Hardaker est connu pour avoir tenu des propos qui ne laissent aucun doute sur sa vision de la vie. Clairement xénophobe et vindicatif, conservateur, Hardaker et l’ensemble des dirigeants de la FL ne voulaient pas entendre parler de nouveauté dans le football Anglais. Certains administrateurs du club étaient juifs. L’antijudaïsme était un sentiment répandu chez certaines élites old school en Perfide-Albion suite à l’affaire concernant Lionel de Rothschild élu député de la cité de Londres en 1847. Alan Hardaker n’était pas un homme de la haute société, toutefois, il en avait épousé certains mécanismes de la pensée.
Alan Hardaker considérait que Leeds n’était pas une terre de football. Ce club n’appartenait pas à l’histoire du football anglais. Mieux encore. Le jeu non « décompressé » de Leeds n’était pas télégénique. Certes, Hardaker était un adversaire du petit écran, mais vers la fin des années 60’s et au tout début des années 70’s, la télévision à travers l’émission du Big-Match sur ITV animé par Brian Moore commençait à faire du football un spectacle de première importance. Alan Hardaker possédait un ego surdimensionné tout comme Don Revie. Les deux hommes furent incapables de surmonter leurs différents, mais c’est l’UEFA qui se chargea de tuer Leeds United.

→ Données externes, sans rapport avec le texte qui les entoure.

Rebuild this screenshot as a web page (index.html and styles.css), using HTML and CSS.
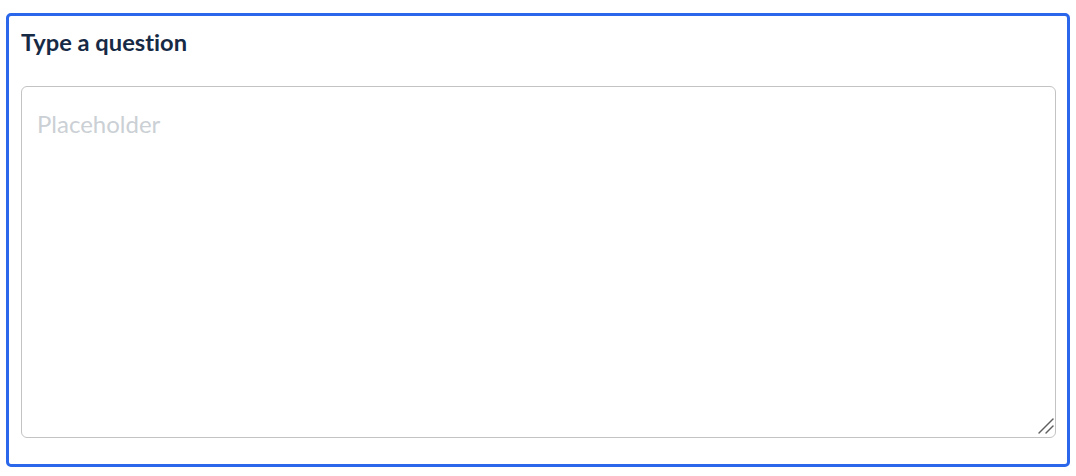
FILE: index.html
```html
<!DOCTYPE html>
<html>
<head>
<meta charset="utf-8">
<link rel="stylesheet" href="styles.css">
</head>
<body>
<div class="card">
  <label class="title" for="q">Type a question</label>
  <div class="field">
    <textarea id="q" class="input" placeholder="Placeholder"></textarea>
    <svg class="grip" width="20" height="20" viewBox="0 0 20 20" aria-hidden="true">
      <line x1="3" y1="15" x2="17" y2="1" stroke="#5f5f5f" stroke-width="1.4" stroke-linecap="round"/>
      <line x1="10" y1="15" x2="17" y2="8" stroke="#5f5f5f" stroke-width="1.4" stroke-linecap="round"/>
    </svg>
  </div>
</div>
</body>
</html>
```
FILE: styles.css
```css
html, body {
  margin: 0;
  padding: 0;
  background: #ffffff;
}
body {
  padding: 13px 6px 9px 6px;
  font-family: Lato, "Liberation Sans", sans-serif;
}
.card {
  border: 3px solid #2a67ea;
  border-radius: 5px;
  padding: 12px 11px 26px 12px;
  display: flex;
  flex-direction: column;
  gap: 30px;
}
.title {
  font-family: Lato, sans-serif;
  font-weight: 700;
  font-size: 23.7px;
  line-height: 28px;
  color: #172a45;
  font-variant-ligatures: none;
}
.field {
  position: relative;
  height: 352px;
}
.input {
  display: block;
  box-sizing: border-box;
  width: 100%;
  height: 100%;
  margin: 0;
  border: 1px solid #c3c3c3;
  border-radius: 6px;
  padding: 22px 15px 10px 15px;
  font-family: Lato, sans-serif;
  font-size: 24px;
  line-height: 29px;
  color: #1a1a1a;
  outline: none;
  resize: none;
  font-variant-ligatures: none;
}
.input::placeholder {
  color: #cbd0d5;
  opacity: 1;
}
.grip {
  position: absolute;
  right: 0;
  bottom: 0;
  pointer-events: none;
}
```
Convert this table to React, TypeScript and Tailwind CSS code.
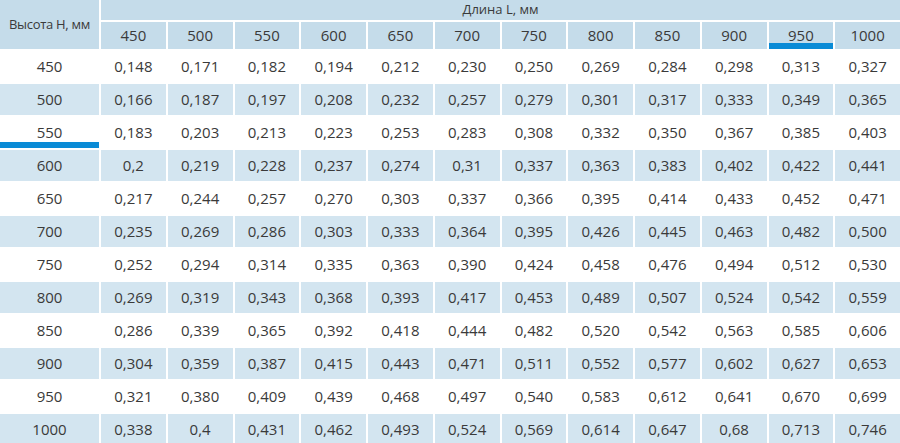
const lengths = ['450', '500', '550', '600', '650', '700', '750', '800', '850', '900', '950', '1000'];

const rows: [string, string[]][] = [
  ['450', ['0,148', '0,171', '0,182', '0,194', '0,212', '0,230', '0,250', '0,269', '0,284', '0,298', '0,313', '0,327']],
  ['500', ['0,166', '0,187', '0,197', '0,208', '0,232', '0,257', '0,279', '0,301', '0,317', '0,333', '0,349', '0,365']],
  ['550', ['0,183', '0,203', '0,213', '0,223', '0,253', '0,283', '0,308', '0,332', '0,350', '0,367', '0,385', '0,403']],
  ['600', ['0,2', '0,219', '0,228', '0,237', '0,274', '0,31', '0,337', '0,363', '0,383', '0,402', '0,422', '0,441']],
  ['650', ['0,217', '0,244', '0,257', '0,270', '0,303', '0,337', '0,366', '0,395', '0,414', '0,433', '0,452', '0,471']],
  ['700', ['0,235', '0,269', '0,286', '0,303', '0,333', '0,364', '0,395', '0,426', '0,445', '0,463', '0,482', '0,500']],
  ['750', ['0,252', '0,294', '0,314', '0,335', '0,363', '0,390', '0,424', '0,458', '0,476', '0,494', '0,512', '0,530']],
  ['800', ['0,269', '0,319', '0,343', '0,368', '0,393', '0,417', '0,453', '0,489', '0,507', '0,524', '0,542', '0,559']],
  ['850', ['0,286', '0,339', '0,365', '0,392', '0,418', '0,444', '0,482', '0,520', '0,542', '0,563', '0,585', '0,606']],
  ['900', ['0,304', '0,359', '0,387', '0,415', '0,443', '0,471', '0,511', '0,552', '0,577', '0,602', '0,627', '0,653']],
  ['950', ['0,321', '0,380', '0,409', '0,439', '0,468', '0,497', '0,540', '0,583', '0,612', '0,641', '0,670', '0,699']],
  ['1000', ['0,338', '0,4', '0,431', '0,462', '0,493', '0,524', '0,569', '0,614', '0,647', '0,68', '0,713', '0,746']],
];

export default function App() {
  return (
    <div className="w-[900px] h-[443px] overflow-hidden bg-white text-[#3a3a3a] font-['Open_Sans',sans-serif]">
      <div className="grid grid-cols-[99px_repeat(12,1fr)] grid-rows-[20px_27px] auto-rows-[31px] gap-[2px]">
        {/* header */}
        <div className="row-span-2 bg-[#c5dcea] flex items-center justify-center text-[13px] tracking-[-0.3px] whitespace-nowrap">
          Высота Н, мм
        </div>
        <div className="col-span-12 bg-[#c5dcea] flex items-center justify-center text-[13px]">
          Длина L, мм
        </div>
        {lengths.map(l => (
          <div
            key={l}
            className={
              l === '950'
                ? 'bg-[#c5dcea] flex items-center justify-center text-[15px] border-b-[6px] border-[#0a8bd6] pt-[6px]'
                : 'bg-[#c5dcea] flex items-center justify-center text-[15px]'
            }
          >
            {l}
          </div>
        ))}

        {/* body */}
        {rows.map(([h, vals], i) => {
          const bg = i % 2 === 1 ? 'bg-[#d3e5f0]' : 'bg-white';
          return [
            <div
              key={h}
              className={
                h === '550'
                  ? `${bg} flex items-center justify-center text-[15px] border-b-[6px] border-[#0a8bd6] pt-[6px]`
                  : `${bg} flex items-center justify-center text-[15px]`
              }
            >
              {h}
            </div>,
            ...vals.map((v, j) => (
              <div key={h + '-' + j} className={`${bg} flex items-center justify-center text-[15px]`}>
                {v}
              </div>
            )),
          ];
        })}
      </div>
    </div>
  );
}
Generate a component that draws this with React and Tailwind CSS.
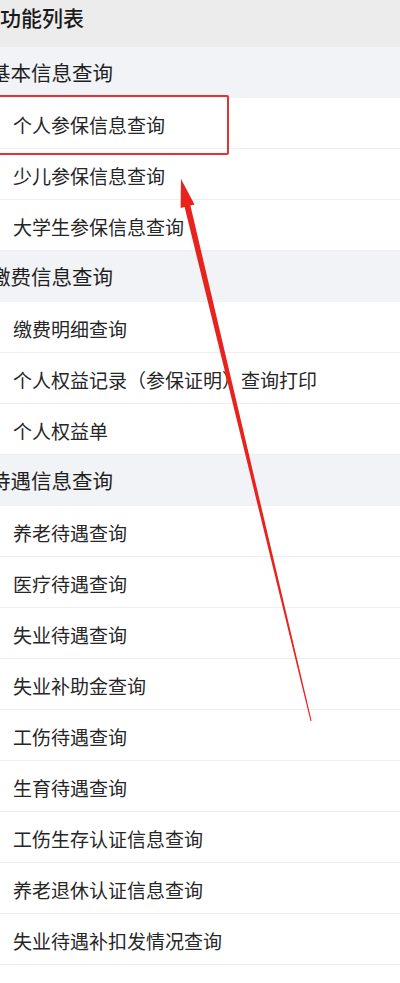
import React from 'react';

const sections = [
    {
        title: '基本信息查询',
        items: ['个人参保信息查询', '少儿参保信息查询', '大学生参保信息查询'],
    },
    {
        title: '缴费信息查询',
        items: ['缴费明细查询', '个人权益记录（参保证明）查询打印', '个人权益单'],
    },
    {
        title: '待遇信息查询',
        items: [
            '养老待遇查询',
            '医疗待遇查询',
            '失业待遇查询',
            '失业补助金查询',
            '工伤待遇查询',
            '生育待遇查询',
            '工伤生存认证信息查询',
            '养老退休认证信息查询',
            '失业待遇补扣发情况查询',
            '异地就医备案查询',
        ],
    },
];

const App = () => {
    return (
        <div
            className="relative w-[400px] h-[983px] overflow-hidden bg-white text-[#222222]"
            style={{ fontFamily: '"Noto Sans CJK SC", "Noto Sans", sans-serif' }}
        >
            {/* 标题栏 */}
            <div className="h-[47px] bg-[#ececec] pt-[5px]">
                <h1 className="text-[21px] leading-[24px] font-medium text-[#1a1a1a] ml-[0px]">功能列表</h1>
            </div>

            {/* 功能分组 */}
            {sections.map((sec) => (
                <div key={sec.title}>
                    <div className="h-[51px] bg-[#f1f3f6] flex items-center">
                        <h2 className="text-[20.5px] leading-none ml-[-10px] text-[#1f1f1f]">{sec.title}</h2>
                    </div>
                    {sec.items.map((item) => (
                        <div
                            key={item}
                            className="h-[51px] flex items-center pl-[13px] pt-[2px] border-b border-[#eeeeee] bg-white"
                        >
                            <span className="text-[19px] leading-none text-[#262626]">{item}</span>
                        </div>
                    ))}
                </div>
            ))}

            {/* 红框标注 */}
            <div className="absolute left-[-10px] top-[95px] w-[239px] h-[60px] border-[2.5px] border-[#e23232] rounded-[2px] pointer-events-none"></div>

            {/* 红色箭头 */}
            <svg className="absolute inset-0 pointer-events-none" width="400" height="983" viewBox="0 0 400 983">
                <polygon
                    points="181,179 194.5,204.5 190.4,205.5 311.6,720.8 310.6,721.2 184.6,206.9 180.6,208"
                    fill="#e8221c"
                />
            </svg>
        </div>
    );
};

export default App;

Les dirigeants de l’UEFA rebuté par ce club aux accents prolétaires emboîtèrent le pas d’Hardaker. Le faible qui bat le fort par l’intelligence, la technique et la virilité est une vision qu’il fallait empêcher de se propager au plus vite. L’UEFA bras armé de l’UE et de l’OTAN à soutenu les clubs représentatifs des bourgeoisies des grandes capitales de la finance et de l’industrie de la mode. Totem de l’occident capitaliste mondialisé. Aucune pitié pour les clubs de province. Zurich a laissé faire à Salonique et a réglé le compte d’une formation orpheline de son manager à Paris. Fin de l’histoire.